Only 24 men and one woman survived the disaster, clinging to the ornately carved stern which the archaeologists believe was left sticking vertically out of the shallow water.
london shipwreck A spoon just brought into shore by the diving team after excavating the London shipwreck near Southend, Essex. Photograph: Linda Nylind for the Guardian A few hours later the London's new commander, Sir John Lawson, would have gone down with the ship: as it was, several of his children and other members of his family died. The London had been refitted at Chatham, and was sailing to Gravesend to collect him and become his flagship in the second Anglo-Dutch wars. The ship was carrying 300 barrels of gunpowder and it is believed that a 21 gun salute was being prepared. "Clearly there was some hiccup," Mark Dunkley, maritime archaeologist at English Heritage said.
Apart from the mystery of its end, the wreck is of historic importance. The London was one of only three completed second-rate ships that were ordered for the English fleet between 1642 and 1660. With elaborate carved decoration, they were as much status symbols as weapons of war. The London is the only one that survives.
Archaeologists love sudden catastrophes. Most ships in history have become worn out and been stripped and broken up. A ship that sinks like the London, or the Mary Rose a century earlier, goes to the bottom with all their evidence of daily life: the cooking pots, beer tankards, candle sticks, cap badges, food barrels, rats and cats.
Diving conditions on the London are atrocious. They have an hour to work between tides, visibility is often down to inches, and the wreck lies so close to the shipping lane that they are buffeted by every passing vessel.
Working mainly by touch and the faint glimmer of their head torches, the divers are helping map the wreck and bring up finds every day: the most recent haul includes a pistol and musket shot, part of a weighing scales and spoons. The clay pipe and the tallow candles they also found "look very much like a smoking gun", archaeologist Steve Webster observed.

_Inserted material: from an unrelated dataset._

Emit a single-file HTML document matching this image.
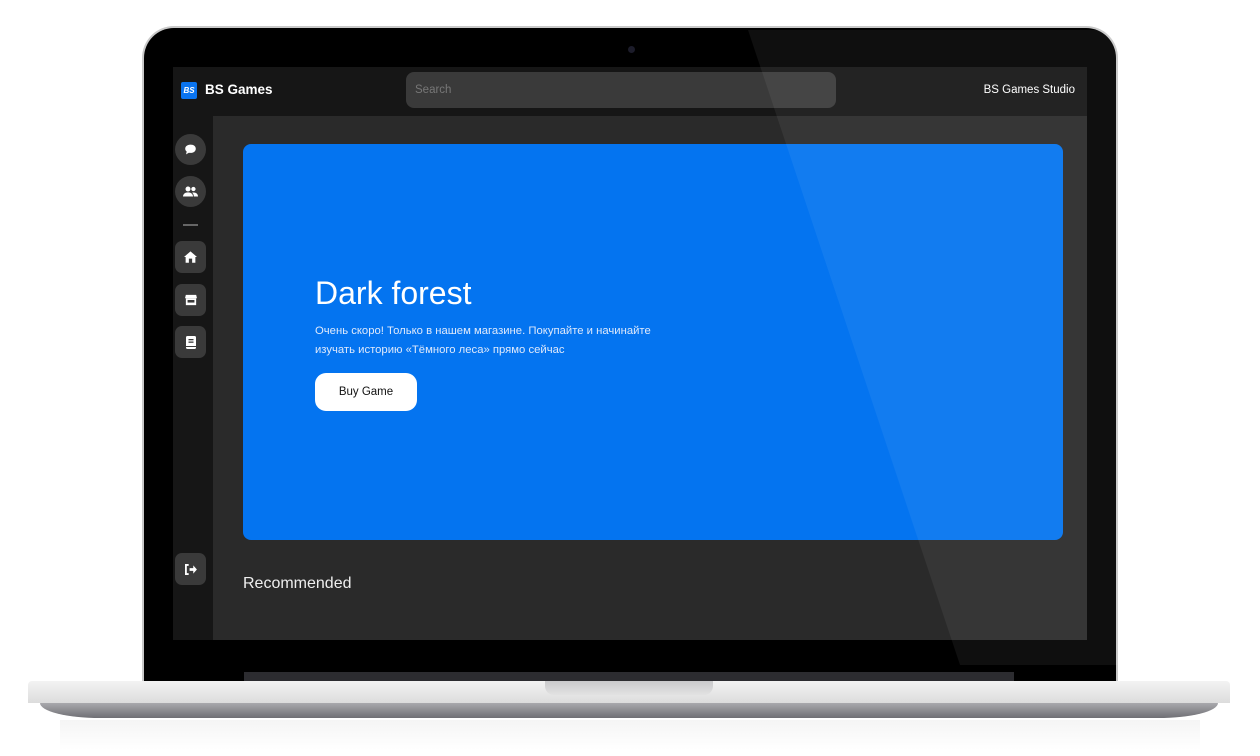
<!DOCTYPE html>
<html><head><meta charset="utf-8"><style>
*{margin:0;padding:0;box-sizing:border-box}
body{width:1260px;height:756px;background:#fff;position:relative;overflow:hidden;font-family:"Liberation Sans",Arial,sans-serif}
.abs{position:absolute}
.lid{left:142px;top:26px;width:976px;height:660px;border-radius:32px 32px 0 0;background:#c9c9c9}
.lid2{left:144px;top:28px;width:972px;height:656px;border-radius:30px 30px 0 0;background:#000}
.screen{left:173px;top:67px;width:914px;height:573px;background:#2a2a2a;overflow:hidden}
.hdr{left:0;top:0;width:914px;height:49px;background:#161616}
.side{left:0;top:49px;width:40px;height:524px;background:#161616}
.circ{left:2px;width:31px;height:31px;border-radius:50%;background:#3a3a3a}
.sq{left:2px;width:31px;height:32px;border-radius:7px;background:#3a3a3a}
.ic{display:flex;align-items:center;justify-content:center}
.banner{left:70px;top:77px;width:820px;height:396px;border-radius:8px;background:#0474f0}
</style></head><body>
<div class="abs lid"></div>
<div class="abs lid2"></div>
<div class="abs" style="left:628px;top:46px;width:7px;height:7px;border-radius:50%;background:#1c1c2a"></div>
<div class="abs screen">
  <div class="abs hdr">
    <div class="abs ic" style="left:8px;top:15px;width:16px;height:17px;background:#0a74f0;border-radius:2px;color:#fff;font-size:8px;font-style:italic;font-weight:bold">BS</div>
    <div class="abs" style="left:32px;top:15px;color:#fff;font-weight:bold;font-size:13.5px">BS Games</div>
    <div class="abs" style="left:233px;top:5px;width:430px;height:36px;background:#3a3a3a;border-radius:8px;color:#777;font-size:11.5px;padding:12px 9px">Search</div>
    <div class="abs" style="right:12px;top:17px;color:#fff;font-size:11.5px">BS Games Studio</div>
  </div>
  <div class="abs side">
    <div class="abs circ ic" style="top:18px"><svg width="13" height="13" viewBox="0 0 16 16"><path d="M8 2C4 2 1.5 4.3 1.5 7c0 1.4.7 2.6 1.8 3.5L2.5 14l3.5-2c.6.2 1.3.2 2 .2 4 0 6.5-2.3 6.5-5.2S12 2 8 2z" fill="#fff"/></svg></div>
    <div class="abs circ ic" style="top:60px"><svg width="15" height="13" viewBox="0 0 18 14"><circle cx="6" cy="4" r="3" fill="#fff"/><circle cx="12.5" cy="4" r="2.6" fill="#fff"/><path d="M0 13c0-3 2.5-5 6-5s6 2 6 5z" fill="#fff"/><path d="M13 13c0-2-.7-3.5-2-4.5 3.5-1 7 .8 7 4.5z" fill="#fff"/></svg></div>
    <div class="abs" style="left:10px;top:108px;width:15px;height:2px;background:#666"></div>
    <div class="abs sq ic" style="top:125px"><svg width="13" height="12" viewBox="0 0 16 14"><path d="M8 0L0 7h2v7h4V9h4v5h4V7h2z" fill="#fff"/></svg></div>
    <div class="abs sq ic" style="top:168px"><svg width="12" height="12" viewBox="0 0 14 14"><path d="M1 1h12l1 4H0z" fill="#fff"/><path d="M1 5h12v8H1z" fill="#fff"/><rect x="3" y="7" width="8" height="3" fill="#3a3a3a"/></svg></div>
    <div class="abs sq ic" style="top:210px"><svg width="10" height="13" viewBox="0 0 10 13"><rect x="0" y="0" width="10" height="13" rx="1.5" fill="#fff"/><rect x="2.5" y="3" width="5" height="1.3" fill="#3a3a3a"/><rect x="2.5" y="5.5" width="5" height="1.3" fill="#3a3a3a"/><rect x="0" y="10" width="10" height="1" fill="#3a3a3a"/></svg></div>
    <div class="abs sq ic" style="top:437px"><svg width="13" height="11" viewBox="0 0 14 12"><path d="M5 1H2v10h3" stroke="#fff" stroke-width="2" fill="none"/><path d="M6 4.5h4V1.5L14 6l-4 4.5V7.5H6z" fill="#fff"/></svg></div>
  </div>
  <div class="abs banner">
    <div class="abs" style="left:72px;top:131px;color:#fff;font-size:32px">Dark forest</div>
    <div class="abs" style="left:72px;top:178px;color:#dfe9fb;font-size:11.3px;line-height:19px;width:345px">Очень скоро! Только в нашем магазине. Покупайте и начинайте изучать историю «Тёмного леса» прямо сейчас</div>
    <div class="abs ic" style="left:72px;top:229px;width:102px;height:38px;background:#fff;border-radius:11px;color:#111;font-size:11.5px">Buy Game</div>
  </div>
  <div class="abs" style="left:70px;top:508px;color:#eee;font-size:16px">Recommended</div>
</div>
<svg class="abs" style="left:0;top:0" width="1260" height="756"><polygon points="748,30 1118,30 1118,665 960,665" fill="#fff" opacity="0.06"/></svg>
<div class="abs" style="left:244px;top:672px;width:770px;height:10px;background:#2c2c30"></div>
<div class="abs" style="left:28px;top:681px;width:1202px;height:22px;background:linear-gradient(#f3f3f3,#dcdcdc);border-radius:4px 4px 0 0"></div>
<div class="abs" style="left:40px;top:703px;width:1178px;height:15px;background:linear-gradient(#a9a9ad,#6f6f74);border-radius:0 0 60px 60px/0 0 15px 15px"></div>
<div class="abs" style="left:545px;top:681px;width:168px;height:14px;background:linear-gradient(#c9c9cb,#e2e2e2);border-radius:0 0 9px 9px"></div>
<div class="abs" style="left:60px;top:720px;width:1140px;height:30px;background:linear-gradient(#eeeeee,#fff);opacity:.6"></div>
</body></html>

The finds are all being recorded and packed on the end of Southend pier as they come ashore, watched by curious sun bathers, strollers and local volunteers working with Southend Museum, where many will go on display.
Scores of the ship's guns must also still lie buried in the silt. Some were retrieved immediately after the wreck. The Royal Armouries at Fort Nelson has a fine French naval gun recovered in the 1960s, which must have been a captured prize, and is also displaying two bronze guns allegedly illegally removed from the wreck more recently. One of these was made in the 1590s by Peter Gill, a royal gun founder, and one bears the Commonwealth arms – together showing the variety of artillery in service on one of Charles II's ships.
Steven Ellis, a fishmonger from Leigh-on-Sea, hobby diver and passionate amateur historian, has been watching over the wreck for years. Local fishermen phone him if they spot anybody dubious near the wreck – one recent intruder proved to be a survey boat from Cotswold Archaeology.
Ellis dives most days, and hopes to be back when work resumes next summer. Among the objects he has recovered are two human skulls: "Sometimes when I get home, I just sit down in the kitchen and I can't get the thought of all those people, all those lives lost, out of my mind," he said.